-- Start of DATA LINES --
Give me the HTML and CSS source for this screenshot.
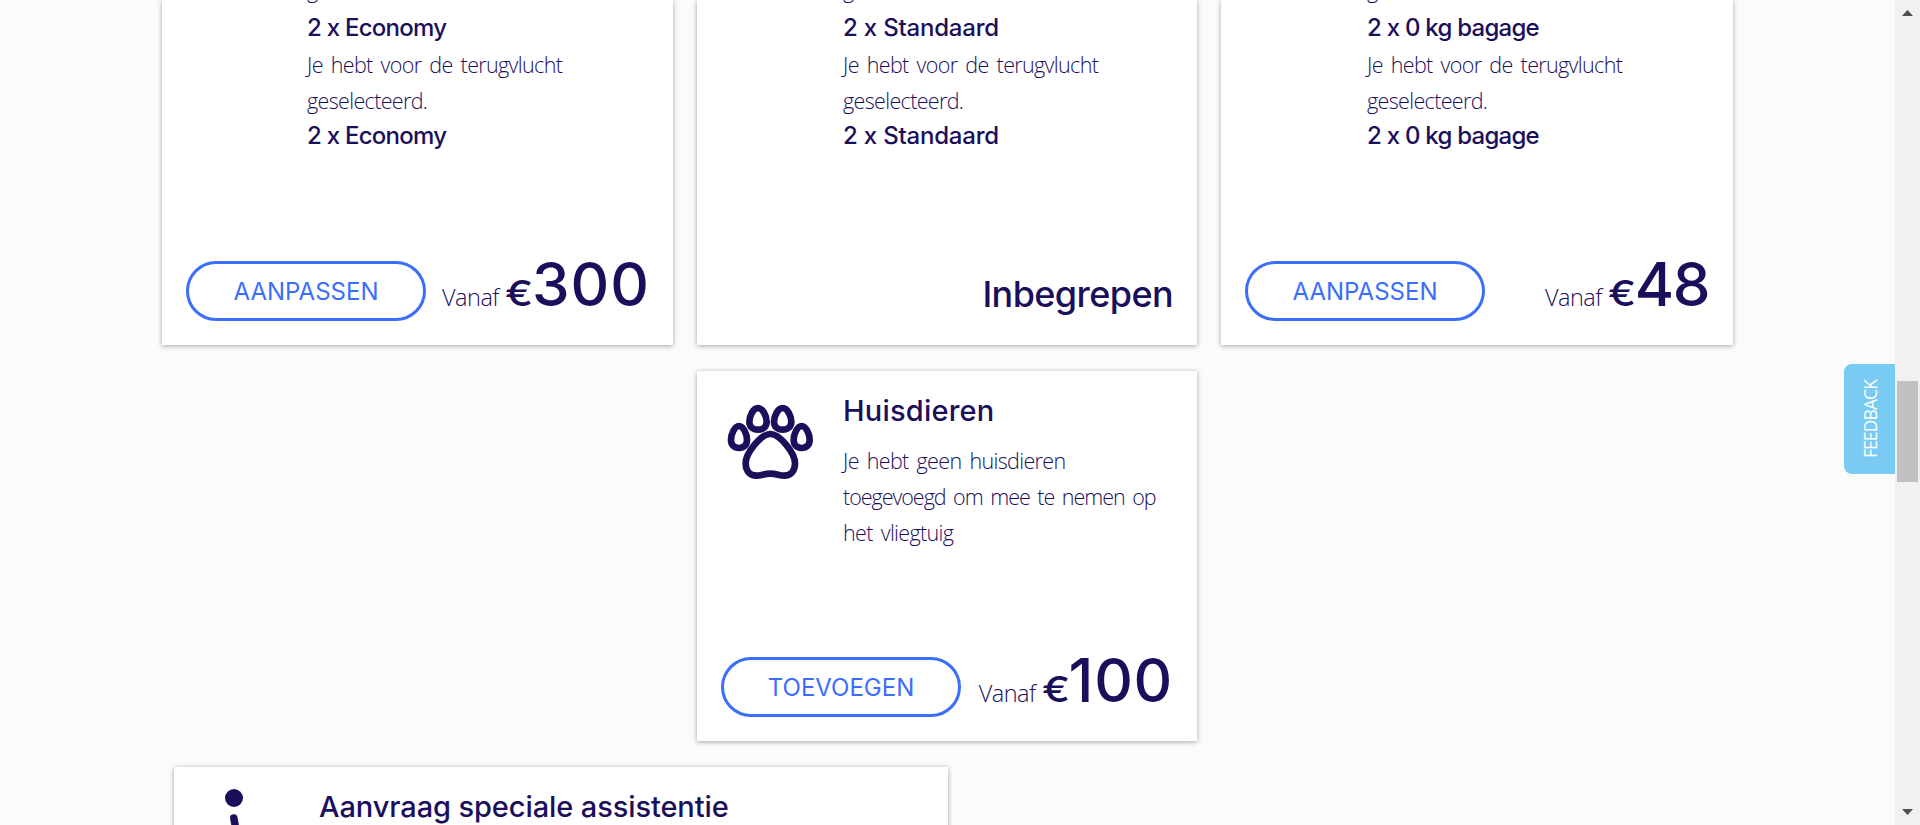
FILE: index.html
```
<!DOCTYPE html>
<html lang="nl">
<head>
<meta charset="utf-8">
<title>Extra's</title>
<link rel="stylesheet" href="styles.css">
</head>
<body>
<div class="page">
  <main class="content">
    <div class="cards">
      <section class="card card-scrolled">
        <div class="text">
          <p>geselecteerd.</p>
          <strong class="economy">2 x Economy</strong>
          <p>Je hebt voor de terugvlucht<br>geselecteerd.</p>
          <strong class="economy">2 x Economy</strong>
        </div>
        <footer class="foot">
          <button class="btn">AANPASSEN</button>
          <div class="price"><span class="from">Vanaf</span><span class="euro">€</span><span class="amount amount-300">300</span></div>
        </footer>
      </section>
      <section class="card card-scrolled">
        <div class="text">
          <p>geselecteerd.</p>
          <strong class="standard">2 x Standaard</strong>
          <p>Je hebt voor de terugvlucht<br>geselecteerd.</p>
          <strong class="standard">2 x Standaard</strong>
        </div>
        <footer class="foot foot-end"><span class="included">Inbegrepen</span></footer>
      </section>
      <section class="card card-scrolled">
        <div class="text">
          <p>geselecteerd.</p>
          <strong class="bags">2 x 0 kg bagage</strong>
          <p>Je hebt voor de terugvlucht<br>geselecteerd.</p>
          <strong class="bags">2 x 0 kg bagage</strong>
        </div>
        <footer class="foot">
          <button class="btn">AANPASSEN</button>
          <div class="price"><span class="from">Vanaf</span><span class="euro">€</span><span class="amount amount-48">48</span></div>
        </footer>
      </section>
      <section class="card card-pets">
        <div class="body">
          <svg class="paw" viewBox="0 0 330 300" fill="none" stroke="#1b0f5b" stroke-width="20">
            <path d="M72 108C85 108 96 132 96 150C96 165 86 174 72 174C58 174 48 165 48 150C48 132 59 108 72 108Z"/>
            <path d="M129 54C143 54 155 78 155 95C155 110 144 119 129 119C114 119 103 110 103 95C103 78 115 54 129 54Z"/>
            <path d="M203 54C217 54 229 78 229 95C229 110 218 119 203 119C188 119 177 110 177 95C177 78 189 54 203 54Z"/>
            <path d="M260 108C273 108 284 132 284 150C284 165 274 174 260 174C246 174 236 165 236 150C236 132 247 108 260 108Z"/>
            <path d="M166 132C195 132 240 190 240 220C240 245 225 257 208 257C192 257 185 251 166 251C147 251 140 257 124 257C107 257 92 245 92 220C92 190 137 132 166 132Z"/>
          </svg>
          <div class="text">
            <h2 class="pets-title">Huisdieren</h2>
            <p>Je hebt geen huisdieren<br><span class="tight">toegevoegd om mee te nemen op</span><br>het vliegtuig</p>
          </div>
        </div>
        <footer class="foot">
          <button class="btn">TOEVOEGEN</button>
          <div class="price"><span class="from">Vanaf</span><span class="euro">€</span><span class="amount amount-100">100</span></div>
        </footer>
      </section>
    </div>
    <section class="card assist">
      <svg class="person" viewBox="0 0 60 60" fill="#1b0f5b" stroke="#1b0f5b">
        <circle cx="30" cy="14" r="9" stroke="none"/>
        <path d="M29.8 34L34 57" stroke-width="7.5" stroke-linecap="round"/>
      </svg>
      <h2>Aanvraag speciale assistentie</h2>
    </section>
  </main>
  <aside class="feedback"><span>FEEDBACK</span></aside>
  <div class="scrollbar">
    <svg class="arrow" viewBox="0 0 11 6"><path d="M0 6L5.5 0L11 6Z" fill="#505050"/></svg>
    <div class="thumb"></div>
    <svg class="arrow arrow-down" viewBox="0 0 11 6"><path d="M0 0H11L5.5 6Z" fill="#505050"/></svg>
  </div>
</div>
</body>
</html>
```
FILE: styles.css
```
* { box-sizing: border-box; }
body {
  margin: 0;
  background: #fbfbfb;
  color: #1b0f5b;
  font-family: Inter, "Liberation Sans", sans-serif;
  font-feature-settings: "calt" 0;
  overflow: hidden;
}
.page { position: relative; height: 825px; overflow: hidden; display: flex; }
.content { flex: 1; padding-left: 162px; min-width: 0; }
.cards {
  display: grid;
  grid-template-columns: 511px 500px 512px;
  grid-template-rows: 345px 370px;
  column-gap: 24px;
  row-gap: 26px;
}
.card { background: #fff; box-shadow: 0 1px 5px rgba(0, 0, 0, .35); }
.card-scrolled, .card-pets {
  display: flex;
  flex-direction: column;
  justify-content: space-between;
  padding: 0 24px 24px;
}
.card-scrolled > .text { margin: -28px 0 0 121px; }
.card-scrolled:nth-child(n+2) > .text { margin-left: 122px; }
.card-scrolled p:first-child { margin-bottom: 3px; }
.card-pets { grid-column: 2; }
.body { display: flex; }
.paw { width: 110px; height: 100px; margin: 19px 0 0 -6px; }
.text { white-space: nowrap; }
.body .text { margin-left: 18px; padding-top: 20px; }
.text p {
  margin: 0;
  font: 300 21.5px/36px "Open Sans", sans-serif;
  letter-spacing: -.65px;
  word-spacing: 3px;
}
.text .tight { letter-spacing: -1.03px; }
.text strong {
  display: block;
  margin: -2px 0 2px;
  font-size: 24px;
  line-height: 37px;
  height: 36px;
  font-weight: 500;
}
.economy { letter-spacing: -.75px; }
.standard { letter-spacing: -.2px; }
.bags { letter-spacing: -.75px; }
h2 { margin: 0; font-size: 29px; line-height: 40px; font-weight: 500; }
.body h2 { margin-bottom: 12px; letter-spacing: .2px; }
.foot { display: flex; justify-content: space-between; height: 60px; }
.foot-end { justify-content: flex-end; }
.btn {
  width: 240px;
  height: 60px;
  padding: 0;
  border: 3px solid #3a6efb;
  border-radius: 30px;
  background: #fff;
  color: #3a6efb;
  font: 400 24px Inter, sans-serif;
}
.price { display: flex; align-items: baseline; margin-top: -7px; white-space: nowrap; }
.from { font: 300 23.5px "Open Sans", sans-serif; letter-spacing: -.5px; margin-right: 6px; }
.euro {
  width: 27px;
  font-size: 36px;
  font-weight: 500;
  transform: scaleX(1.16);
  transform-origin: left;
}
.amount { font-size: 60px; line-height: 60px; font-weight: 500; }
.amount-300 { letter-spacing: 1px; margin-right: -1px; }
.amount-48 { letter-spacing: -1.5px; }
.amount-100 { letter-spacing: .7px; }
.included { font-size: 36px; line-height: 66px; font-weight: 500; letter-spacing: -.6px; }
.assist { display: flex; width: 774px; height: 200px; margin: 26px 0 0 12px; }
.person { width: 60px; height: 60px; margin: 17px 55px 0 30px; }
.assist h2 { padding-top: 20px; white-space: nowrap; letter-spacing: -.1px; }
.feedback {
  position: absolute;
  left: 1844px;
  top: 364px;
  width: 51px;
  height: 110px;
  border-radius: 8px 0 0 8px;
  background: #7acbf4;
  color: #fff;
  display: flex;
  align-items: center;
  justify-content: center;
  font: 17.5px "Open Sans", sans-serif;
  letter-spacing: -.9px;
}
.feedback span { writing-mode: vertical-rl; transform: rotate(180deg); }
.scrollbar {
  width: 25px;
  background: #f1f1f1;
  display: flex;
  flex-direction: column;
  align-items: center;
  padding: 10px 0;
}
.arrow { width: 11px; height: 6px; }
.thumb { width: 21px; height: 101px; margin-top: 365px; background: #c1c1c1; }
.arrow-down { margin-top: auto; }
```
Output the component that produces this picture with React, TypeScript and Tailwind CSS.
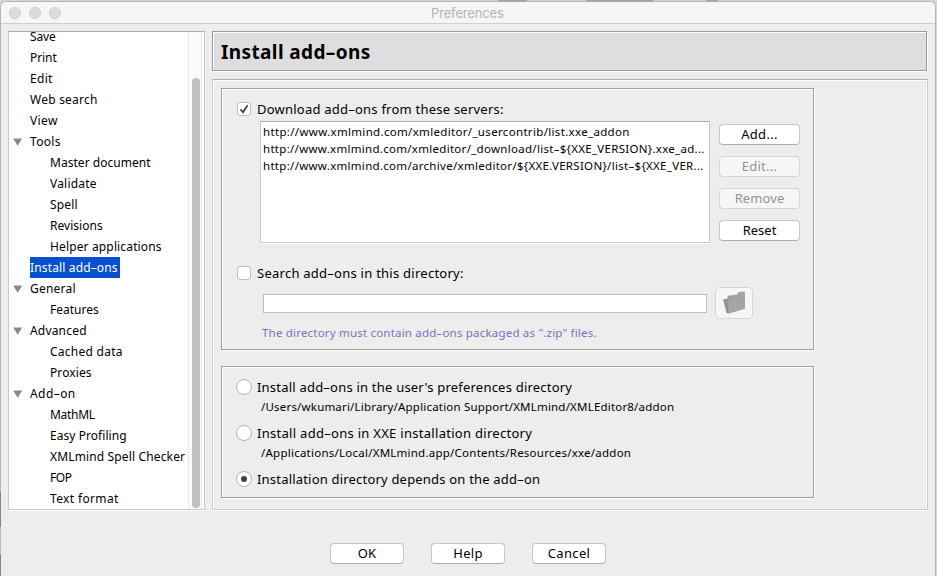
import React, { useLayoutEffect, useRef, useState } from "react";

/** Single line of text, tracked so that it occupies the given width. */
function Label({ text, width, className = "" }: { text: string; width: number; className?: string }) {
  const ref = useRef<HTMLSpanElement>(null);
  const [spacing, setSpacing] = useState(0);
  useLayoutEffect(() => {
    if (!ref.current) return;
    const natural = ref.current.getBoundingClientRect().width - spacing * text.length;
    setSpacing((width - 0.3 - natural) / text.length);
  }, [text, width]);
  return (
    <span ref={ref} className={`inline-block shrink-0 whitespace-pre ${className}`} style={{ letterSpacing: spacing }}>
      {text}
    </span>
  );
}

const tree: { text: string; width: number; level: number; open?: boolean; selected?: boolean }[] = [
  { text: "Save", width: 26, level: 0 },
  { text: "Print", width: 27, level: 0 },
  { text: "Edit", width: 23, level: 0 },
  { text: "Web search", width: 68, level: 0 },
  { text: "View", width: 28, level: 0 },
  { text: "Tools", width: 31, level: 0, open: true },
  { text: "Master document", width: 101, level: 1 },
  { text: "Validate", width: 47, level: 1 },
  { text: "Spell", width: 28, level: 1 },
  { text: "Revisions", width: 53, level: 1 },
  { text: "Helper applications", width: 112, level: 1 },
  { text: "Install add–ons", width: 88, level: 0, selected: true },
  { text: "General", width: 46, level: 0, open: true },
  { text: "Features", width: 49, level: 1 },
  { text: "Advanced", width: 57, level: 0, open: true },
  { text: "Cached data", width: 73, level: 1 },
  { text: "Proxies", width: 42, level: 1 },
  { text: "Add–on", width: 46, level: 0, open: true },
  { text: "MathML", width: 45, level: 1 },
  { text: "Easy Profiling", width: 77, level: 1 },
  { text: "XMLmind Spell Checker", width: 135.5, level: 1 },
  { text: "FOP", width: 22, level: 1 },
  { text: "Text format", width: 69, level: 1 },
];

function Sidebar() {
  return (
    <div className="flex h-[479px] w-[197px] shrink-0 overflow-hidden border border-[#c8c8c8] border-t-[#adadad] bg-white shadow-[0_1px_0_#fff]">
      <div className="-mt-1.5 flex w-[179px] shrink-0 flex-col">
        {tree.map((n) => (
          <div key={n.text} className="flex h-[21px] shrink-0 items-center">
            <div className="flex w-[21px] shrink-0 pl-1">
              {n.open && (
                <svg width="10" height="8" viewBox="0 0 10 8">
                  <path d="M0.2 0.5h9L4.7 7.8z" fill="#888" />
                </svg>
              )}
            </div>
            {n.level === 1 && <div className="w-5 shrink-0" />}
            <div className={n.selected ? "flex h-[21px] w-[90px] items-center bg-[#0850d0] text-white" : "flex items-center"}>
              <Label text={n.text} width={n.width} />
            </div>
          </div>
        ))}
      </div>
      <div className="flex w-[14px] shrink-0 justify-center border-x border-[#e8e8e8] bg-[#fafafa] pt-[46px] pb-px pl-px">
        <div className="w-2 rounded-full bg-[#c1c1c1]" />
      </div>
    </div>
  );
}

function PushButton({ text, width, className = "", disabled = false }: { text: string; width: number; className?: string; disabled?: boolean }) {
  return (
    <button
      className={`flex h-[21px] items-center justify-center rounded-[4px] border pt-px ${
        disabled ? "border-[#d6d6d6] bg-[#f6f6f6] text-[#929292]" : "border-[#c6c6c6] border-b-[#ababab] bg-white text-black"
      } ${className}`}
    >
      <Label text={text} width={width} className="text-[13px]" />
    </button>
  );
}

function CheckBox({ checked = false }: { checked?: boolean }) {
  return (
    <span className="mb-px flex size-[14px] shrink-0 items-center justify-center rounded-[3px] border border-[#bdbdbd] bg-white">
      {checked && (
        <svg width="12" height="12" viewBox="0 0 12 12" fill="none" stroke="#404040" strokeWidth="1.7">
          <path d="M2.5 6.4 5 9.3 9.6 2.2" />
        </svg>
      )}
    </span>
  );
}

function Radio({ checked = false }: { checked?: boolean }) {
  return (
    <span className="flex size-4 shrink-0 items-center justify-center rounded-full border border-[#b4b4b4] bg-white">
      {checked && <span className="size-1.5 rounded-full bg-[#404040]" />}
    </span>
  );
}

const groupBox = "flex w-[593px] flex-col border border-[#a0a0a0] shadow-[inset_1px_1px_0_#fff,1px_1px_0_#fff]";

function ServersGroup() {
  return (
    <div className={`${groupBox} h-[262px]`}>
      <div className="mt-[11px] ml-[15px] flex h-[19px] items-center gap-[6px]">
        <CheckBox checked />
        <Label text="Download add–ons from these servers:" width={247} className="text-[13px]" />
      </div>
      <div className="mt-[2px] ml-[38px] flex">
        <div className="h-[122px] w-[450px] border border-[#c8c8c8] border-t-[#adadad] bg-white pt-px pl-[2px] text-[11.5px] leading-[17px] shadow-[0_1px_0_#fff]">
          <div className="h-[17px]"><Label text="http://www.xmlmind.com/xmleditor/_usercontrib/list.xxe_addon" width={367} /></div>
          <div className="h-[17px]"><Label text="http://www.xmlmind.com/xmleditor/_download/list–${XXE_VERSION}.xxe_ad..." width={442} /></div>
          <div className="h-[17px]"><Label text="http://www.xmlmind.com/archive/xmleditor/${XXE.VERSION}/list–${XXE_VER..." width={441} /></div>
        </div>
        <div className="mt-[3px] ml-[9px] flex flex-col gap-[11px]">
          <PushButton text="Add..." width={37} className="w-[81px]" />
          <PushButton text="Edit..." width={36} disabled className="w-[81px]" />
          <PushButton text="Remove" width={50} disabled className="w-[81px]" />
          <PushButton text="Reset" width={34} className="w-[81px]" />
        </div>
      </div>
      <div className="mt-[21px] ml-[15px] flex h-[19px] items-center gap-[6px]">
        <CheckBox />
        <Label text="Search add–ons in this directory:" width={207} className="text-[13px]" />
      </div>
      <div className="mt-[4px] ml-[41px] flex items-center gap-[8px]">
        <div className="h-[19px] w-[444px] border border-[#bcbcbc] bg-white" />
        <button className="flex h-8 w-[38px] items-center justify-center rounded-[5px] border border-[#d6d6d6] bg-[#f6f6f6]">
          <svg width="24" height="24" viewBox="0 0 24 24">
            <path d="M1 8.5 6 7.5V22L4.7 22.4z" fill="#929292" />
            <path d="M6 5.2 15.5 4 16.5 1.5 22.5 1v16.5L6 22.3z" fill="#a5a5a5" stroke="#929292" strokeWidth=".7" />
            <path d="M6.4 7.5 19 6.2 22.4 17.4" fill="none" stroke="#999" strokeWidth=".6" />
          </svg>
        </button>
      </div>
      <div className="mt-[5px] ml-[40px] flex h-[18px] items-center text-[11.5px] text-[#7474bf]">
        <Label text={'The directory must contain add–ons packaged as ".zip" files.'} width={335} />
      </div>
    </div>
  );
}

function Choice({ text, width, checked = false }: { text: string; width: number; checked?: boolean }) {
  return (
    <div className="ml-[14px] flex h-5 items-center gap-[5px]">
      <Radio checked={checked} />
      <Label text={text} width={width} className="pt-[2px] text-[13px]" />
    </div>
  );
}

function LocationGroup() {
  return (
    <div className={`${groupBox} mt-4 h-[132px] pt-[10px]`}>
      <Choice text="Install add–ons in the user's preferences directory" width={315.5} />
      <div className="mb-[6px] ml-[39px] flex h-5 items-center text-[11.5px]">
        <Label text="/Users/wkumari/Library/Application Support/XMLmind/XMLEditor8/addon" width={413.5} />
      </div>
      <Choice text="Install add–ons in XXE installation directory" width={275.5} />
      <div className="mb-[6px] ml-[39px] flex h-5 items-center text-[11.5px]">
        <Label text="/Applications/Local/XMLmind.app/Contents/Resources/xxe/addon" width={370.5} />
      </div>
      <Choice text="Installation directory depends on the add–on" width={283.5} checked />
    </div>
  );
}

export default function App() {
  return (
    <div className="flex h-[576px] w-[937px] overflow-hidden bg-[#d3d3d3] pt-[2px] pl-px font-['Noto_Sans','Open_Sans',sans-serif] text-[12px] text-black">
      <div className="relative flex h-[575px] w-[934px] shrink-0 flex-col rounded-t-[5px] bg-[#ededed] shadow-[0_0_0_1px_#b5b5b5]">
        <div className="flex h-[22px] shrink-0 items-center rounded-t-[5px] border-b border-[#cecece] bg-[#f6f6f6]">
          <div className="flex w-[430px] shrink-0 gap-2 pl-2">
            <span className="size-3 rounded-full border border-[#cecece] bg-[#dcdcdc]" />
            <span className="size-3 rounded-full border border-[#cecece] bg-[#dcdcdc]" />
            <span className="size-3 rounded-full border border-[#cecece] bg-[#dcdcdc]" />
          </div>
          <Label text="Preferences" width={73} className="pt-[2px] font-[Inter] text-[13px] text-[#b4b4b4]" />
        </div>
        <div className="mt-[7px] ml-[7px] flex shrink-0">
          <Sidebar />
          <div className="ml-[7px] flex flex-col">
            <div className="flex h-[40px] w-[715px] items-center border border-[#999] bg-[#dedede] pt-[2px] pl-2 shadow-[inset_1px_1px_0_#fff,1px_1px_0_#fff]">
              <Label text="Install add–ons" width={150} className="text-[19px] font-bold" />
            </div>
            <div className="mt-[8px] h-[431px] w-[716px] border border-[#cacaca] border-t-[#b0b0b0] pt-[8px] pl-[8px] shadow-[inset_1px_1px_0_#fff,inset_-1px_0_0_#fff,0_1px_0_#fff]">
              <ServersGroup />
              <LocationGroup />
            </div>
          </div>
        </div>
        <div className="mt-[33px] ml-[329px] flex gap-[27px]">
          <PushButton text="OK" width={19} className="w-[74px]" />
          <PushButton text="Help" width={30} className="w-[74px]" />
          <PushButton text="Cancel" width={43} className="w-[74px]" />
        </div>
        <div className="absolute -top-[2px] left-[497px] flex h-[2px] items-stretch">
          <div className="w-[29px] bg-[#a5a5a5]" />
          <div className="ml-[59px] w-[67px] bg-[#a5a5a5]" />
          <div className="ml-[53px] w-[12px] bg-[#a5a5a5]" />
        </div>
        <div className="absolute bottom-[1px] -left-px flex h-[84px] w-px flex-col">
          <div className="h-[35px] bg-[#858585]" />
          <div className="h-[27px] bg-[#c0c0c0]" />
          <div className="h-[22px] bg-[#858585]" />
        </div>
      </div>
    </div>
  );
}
-- End of DATA LINES --
All lines above starting at the one with "Output the component" and ending at the one with "useLayoutEffect, useRef, useState", inclusive, are to be printed again exactly, with the pictures left out.

Output the component that produces this picture with React, TypeScript and Tailwind CSS.
import React, { useLayoutEffect, useRef, useState } from "react";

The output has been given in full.